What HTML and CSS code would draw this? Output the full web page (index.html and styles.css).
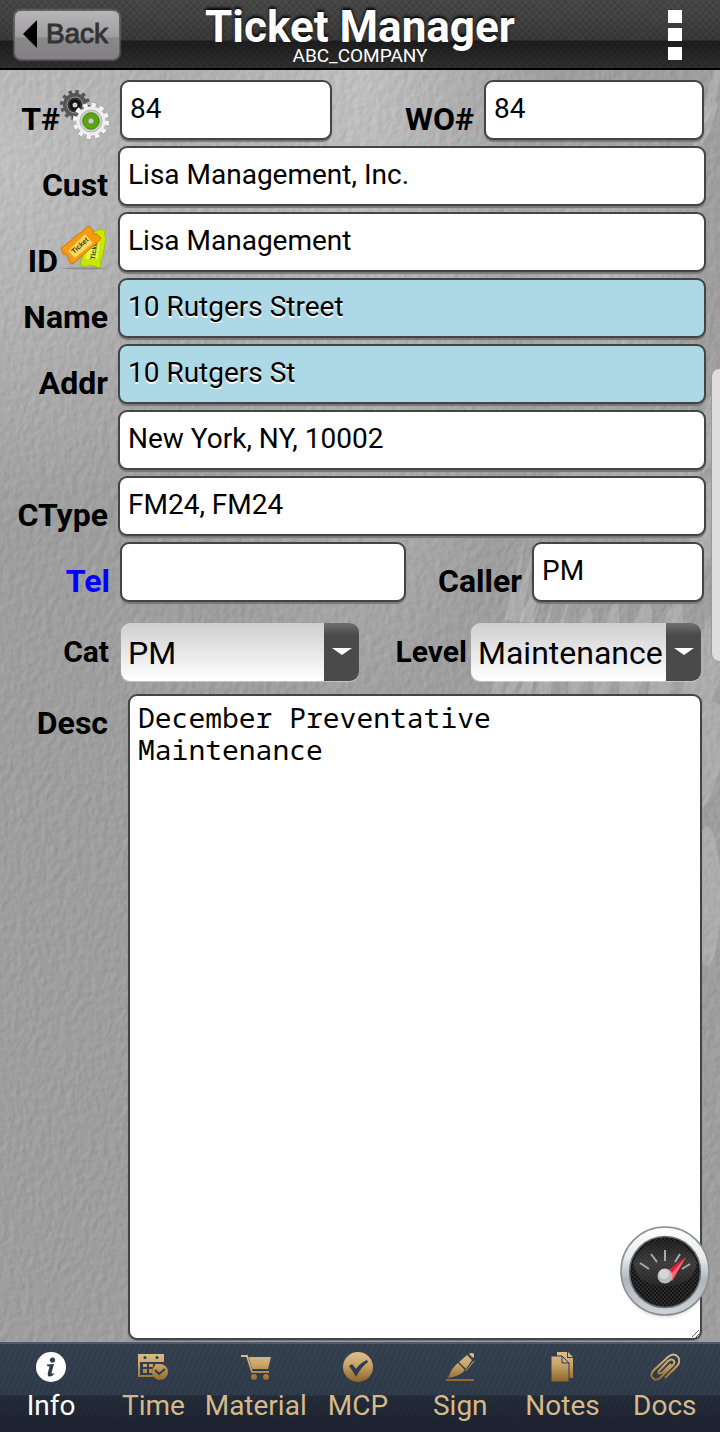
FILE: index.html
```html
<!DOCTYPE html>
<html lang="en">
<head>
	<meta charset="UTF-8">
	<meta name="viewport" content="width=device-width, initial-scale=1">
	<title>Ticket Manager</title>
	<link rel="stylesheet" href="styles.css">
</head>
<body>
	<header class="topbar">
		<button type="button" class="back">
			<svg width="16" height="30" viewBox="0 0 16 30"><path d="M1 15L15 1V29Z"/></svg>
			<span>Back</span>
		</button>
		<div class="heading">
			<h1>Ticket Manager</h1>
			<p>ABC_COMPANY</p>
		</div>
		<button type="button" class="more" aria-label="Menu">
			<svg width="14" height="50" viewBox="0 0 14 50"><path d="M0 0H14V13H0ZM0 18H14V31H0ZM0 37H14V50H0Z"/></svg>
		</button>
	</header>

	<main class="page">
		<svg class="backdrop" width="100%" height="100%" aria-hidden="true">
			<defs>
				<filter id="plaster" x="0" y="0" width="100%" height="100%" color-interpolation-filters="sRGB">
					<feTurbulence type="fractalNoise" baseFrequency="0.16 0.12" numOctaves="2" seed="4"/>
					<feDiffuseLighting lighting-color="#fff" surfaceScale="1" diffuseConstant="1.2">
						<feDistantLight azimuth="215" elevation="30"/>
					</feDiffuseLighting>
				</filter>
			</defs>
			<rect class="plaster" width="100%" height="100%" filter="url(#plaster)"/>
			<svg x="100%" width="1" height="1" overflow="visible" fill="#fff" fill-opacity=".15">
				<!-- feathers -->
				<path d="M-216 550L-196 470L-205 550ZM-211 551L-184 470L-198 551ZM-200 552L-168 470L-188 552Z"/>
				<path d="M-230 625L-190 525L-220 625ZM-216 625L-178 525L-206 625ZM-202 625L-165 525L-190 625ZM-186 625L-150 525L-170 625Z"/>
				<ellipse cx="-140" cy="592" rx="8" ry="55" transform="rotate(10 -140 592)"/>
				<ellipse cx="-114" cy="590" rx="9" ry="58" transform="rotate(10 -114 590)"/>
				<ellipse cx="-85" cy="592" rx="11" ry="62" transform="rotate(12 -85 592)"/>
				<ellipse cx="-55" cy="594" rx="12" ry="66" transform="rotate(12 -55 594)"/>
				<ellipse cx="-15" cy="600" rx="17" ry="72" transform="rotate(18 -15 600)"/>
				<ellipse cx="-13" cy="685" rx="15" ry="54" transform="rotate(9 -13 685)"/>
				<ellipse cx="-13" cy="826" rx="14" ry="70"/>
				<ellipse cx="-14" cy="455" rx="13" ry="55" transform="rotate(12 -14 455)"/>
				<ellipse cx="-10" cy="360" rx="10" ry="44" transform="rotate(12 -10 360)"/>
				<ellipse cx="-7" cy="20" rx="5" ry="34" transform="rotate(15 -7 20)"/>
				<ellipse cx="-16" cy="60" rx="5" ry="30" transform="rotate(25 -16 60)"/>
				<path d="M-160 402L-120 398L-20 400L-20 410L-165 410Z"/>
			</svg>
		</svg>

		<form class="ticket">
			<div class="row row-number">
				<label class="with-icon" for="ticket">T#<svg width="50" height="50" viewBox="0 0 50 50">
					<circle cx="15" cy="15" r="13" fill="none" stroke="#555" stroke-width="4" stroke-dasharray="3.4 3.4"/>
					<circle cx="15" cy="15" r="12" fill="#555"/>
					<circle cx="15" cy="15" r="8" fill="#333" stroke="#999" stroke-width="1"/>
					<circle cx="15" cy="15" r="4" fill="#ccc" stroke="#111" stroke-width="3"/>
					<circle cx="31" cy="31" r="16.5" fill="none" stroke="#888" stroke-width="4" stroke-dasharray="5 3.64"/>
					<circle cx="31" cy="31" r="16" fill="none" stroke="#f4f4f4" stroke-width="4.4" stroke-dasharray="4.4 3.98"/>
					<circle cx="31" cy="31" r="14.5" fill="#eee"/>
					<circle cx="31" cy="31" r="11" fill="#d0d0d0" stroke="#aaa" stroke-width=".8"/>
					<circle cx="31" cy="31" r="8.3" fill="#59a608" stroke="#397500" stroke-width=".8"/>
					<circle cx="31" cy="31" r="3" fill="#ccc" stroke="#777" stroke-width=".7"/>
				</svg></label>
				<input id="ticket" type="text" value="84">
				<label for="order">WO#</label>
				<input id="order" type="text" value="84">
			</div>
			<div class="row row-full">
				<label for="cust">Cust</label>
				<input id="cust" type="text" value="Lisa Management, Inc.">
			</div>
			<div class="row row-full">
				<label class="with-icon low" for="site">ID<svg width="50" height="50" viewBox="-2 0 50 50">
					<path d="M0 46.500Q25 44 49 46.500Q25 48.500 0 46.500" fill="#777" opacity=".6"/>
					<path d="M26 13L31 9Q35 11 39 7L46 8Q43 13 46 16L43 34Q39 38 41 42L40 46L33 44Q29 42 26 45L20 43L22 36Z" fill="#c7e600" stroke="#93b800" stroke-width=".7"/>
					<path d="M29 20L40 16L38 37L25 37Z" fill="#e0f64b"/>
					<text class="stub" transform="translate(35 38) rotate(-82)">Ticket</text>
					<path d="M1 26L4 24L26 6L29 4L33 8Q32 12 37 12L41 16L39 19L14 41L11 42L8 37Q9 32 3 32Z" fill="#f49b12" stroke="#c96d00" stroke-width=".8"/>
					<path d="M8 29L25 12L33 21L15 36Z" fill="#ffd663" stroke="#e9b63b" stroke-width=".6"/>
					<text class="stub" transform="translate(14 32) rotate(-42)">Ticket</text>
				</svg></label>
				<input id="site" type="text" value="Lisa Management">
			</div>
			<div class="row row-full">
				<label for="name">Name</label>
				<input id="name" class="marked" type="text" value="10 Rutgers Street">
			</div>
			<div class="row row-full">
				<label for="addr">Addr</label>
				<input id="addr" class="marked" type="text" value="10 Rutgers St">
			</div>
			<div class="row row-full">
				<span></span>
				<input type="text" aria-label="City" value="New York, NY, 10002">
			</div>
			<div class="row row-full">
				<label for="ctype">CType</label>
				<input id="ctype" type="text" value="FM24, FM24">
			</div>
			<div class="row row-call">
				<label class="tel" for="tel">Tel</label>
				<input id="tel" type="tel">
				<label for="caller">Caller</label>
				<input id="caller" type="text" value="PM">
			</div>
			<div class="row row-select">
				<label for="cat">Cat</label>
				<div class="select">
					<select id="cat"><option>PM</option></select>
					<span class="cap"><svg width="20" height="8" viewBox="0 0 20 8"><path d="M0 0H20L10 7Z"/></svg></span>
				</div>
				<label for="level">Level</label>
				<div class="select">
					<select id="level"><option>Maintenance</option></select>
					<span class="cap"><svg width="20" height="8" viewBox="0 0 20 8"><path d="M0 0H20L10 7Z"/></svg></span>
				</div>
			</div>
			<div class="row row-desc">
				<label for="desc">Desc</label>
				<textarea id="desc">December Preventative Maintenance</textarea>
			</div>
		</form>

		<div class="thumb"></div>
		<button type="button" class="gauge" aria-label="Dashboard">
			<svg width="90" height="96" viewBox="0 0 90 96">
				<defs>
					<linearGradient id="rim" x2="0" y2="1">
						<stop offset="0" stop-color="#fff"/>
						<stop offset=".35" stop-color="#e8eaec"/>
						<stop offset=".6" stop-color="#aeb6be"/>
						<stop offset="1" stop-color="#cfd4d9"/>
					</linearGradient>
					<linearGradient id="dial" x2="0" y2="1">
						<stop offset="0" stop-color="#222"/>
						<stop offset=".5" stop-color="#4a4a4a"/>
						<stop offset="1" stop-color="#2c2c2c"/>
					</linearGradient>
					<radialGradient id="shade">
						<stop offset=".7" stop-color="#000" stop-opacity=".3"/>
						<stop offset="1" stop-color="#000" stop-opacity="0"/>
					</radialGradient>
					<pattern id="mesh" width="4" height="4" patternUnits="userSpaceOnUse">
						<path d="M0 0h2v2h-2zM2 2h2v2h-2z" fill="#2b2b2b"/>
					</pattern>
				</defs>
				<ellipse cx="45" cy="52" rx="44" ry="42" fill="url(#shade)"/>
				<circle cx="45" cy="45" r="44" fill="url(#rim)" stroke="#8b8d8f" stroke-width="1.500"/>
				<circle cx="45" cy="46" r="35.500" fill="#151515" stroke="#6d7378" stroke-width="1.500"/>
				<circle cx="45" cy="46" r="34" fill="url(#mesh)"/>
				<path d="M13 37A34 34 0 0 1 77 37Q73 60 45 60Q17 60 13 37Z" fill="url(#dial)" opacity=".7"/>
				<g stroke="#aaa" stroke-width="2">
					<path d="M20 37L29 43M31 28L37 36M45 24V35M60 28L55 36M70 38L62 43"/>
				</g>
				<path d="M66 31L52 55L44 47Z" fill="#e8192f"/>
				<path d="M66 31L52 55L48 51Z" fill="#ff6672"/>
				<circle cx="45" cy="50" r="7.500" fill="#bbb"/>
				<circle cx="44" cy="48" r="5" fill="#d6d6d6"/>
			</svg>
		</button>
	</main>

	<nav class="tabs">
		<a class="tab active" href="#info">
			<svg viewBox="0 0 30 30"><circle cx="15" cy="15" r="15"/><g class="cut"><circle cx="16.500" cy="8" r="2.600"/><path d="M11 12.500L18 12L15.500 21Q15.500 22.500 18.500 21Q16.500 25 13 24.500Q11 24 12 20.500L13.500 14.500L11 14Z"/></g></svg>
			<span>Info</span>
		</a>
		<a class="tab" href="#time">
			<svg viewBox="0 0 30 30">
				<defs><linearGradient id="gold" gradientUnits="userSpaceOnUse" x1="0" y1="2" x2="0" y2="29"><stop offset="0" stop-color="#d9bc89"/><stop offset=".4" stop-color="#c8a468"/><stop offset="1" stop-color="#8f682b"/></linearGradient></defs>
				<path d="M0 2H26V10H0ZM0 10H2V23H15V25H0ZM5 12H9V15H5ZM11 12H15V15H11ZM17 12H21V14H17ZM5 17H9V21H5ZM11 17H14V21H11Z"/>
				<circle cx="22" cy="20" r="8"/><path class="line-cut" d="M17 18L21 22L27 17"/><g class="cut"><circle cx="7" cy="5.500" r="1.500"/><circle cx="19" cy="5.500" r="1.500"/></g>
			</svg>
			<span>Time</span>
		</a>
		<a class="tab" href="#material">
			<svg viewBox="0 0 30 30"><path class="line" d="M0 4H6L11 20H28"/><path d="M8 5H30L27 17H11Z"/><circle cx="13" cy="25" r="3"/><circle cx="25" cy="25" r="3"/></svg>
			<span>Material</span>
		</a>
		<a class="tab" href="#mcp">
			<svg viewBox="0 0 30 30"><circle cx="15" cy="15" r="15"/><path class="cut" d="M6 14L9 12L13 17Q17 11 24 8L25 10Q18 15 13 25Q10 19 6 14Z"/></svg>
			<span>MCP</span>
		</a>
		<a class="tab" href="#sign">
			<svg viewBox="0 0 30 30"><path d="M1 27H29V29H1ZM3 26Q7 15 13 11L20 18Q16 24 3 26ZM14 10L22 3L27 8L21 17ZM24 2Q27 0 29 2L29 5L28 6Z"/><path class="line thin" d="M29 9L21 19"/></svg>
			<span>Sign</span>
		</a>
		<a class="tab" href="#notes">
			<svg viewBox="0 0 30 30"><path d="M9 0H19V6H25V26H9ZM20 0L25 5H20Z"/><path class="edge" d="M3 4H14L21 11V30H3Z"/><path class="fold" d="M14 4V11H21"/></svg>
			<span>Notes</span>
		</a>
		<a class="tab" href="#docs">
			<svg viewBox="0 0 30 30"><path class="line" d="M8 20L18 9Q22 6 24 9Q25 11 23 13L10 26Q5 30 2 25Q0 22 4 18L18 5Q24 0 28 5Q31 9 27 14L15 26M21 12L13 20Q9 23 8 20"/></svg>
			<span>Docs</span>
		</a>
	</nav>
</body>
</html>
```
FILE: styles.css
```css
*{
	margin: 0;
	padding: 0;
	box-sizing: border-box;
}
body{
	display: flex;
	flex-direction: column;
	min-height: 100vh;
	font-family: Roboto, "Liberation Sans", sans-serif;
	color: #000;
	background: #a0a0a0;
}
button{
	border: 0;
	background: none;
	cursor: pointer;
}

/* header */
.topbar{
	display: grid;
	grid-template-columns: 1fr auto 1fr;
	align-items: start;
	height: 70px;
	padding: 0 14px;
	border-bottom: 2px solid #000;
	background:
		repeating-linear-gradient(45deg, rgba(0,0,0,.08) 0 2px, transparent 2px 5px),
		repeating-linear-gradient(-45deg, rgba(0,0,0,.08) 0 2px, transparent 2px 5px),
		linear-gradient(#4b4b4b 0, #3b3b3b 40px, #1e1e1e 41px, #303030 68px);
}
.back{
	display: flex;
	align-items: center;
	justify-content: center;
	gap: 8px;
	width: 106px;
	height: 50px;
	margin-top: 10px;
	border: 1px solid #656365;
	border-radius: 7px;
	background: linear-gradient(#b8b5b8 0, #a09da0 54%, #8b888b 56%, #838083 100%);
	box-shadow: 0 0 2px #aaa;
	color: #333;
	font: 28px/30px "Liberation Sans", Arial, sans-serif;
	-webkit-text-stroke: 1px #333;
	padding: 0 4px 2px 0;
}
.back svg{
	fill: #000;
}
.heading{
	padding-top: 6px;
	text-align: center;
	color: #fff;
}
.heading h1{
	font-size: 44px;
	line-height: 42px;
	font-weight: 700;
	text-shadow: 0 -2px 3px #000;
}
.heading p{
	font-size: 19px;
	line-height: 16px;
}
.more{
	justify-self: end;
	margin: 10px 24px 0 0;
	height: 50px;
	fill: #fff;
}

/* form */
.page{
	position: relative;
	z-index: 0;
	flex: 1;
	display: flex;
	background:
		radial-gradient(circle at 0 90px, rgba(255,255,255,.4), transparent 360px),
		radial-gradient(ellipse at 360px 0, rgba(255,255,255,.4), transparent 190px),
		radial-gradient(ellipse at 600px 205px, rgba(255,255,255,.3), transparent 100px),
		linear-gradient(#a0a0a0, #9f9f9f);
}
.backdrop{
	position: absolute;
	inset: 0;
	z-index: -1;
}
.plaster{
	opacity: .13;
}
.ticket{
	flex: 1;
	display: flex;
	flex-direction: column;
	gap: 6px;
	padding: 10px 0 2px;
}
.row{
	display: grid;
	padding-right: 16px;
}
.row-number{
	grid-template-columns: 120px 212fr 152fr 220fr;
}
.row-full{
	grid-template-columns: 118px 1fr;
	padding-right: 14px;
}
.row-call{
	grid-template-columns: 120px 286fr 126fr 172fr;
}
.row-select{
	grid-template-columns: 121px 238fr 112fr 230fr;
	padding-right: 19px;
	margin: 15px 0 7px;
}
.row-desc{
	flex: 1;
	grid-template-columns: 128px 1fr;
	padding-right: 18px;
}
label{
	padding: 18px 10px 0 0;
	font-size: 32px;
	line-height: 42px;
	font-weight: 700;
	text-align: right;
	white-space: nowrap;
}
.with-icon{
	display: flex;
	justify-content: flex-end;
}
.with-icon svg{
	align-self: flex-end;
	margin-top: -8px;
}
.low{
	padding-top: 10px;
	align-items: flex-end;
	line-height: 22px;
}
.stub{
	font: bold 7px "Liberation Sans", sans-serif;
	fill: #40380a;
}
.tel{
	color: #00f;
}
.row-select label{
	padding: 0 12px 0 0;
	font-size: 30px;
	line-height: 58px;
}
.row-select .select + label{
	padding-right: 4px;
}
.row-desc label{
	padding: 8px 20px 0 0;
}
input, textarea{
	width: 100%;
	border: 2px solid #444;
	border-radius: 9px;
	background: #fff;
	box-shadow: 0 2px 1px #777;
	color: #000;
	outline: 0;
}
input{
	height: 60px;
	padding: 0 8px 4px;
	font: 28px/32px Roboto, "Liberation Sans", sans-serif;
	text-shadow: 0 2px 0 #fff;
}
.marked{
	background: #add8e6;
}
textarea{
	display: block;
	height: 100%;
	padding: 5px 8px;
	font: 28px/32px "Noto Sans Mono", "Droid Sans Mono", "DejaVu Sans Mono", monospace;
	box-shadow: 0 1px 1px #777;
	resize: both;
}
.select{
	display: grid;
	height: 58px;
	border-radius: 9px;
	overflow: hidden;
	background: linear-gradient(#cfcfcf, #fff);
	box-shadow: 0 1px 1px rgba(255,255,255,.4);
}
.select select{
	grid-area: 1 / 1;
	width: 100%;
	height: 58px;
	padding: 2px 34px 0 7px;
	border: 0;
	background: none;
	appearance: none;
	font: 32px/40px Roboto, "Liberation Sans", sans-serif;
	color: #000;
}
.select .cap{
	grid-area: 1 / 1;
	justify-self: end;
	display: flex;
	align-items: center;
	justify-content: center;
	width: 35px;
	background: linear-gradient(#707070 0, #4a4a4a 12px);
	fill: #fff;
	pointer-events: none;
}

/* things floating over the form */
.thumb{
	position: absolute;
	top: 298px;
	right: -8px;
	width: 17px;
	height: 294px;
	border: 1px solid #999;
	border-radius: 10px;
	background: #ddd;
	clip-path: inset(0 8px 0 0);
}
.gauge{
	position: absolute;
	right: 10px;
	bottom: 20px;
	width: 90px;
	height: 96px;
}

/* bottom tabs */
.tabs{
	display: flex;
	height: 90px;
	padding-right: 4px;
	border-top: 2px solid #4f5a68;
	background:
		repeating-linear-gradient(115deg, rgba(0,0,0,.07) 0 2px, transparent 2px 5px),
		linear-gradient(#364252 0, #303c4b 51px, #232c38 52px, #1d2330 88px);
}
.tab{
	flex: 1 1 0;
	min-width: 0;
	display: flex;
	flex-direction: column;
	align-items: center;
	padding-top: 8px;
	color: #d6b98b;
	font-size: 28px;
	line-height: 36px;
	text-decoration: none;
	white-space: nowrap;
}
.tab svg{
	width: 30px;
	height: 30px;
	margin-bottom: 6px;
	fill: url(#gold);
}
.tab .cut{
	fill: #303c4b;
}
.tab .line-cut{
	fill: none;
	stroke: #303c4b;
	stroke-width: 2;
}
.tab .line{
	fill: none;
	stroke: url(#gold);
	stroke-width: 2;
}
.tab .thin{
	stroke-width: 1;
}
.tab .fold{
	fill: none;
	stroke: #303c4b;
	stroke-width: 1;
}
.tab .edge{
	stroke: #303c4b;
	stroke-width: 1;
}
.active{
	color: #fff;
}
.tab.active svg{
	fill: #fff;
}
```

══════

* _Instructions for the task_
Using the material above, gather every line that includes "index".

* _Result of the task_
What HTML and CSS code would draw this? Output the full web page (index.html and styles.css).
FILE: index.html
	z-index: 0;
	z-index: -1;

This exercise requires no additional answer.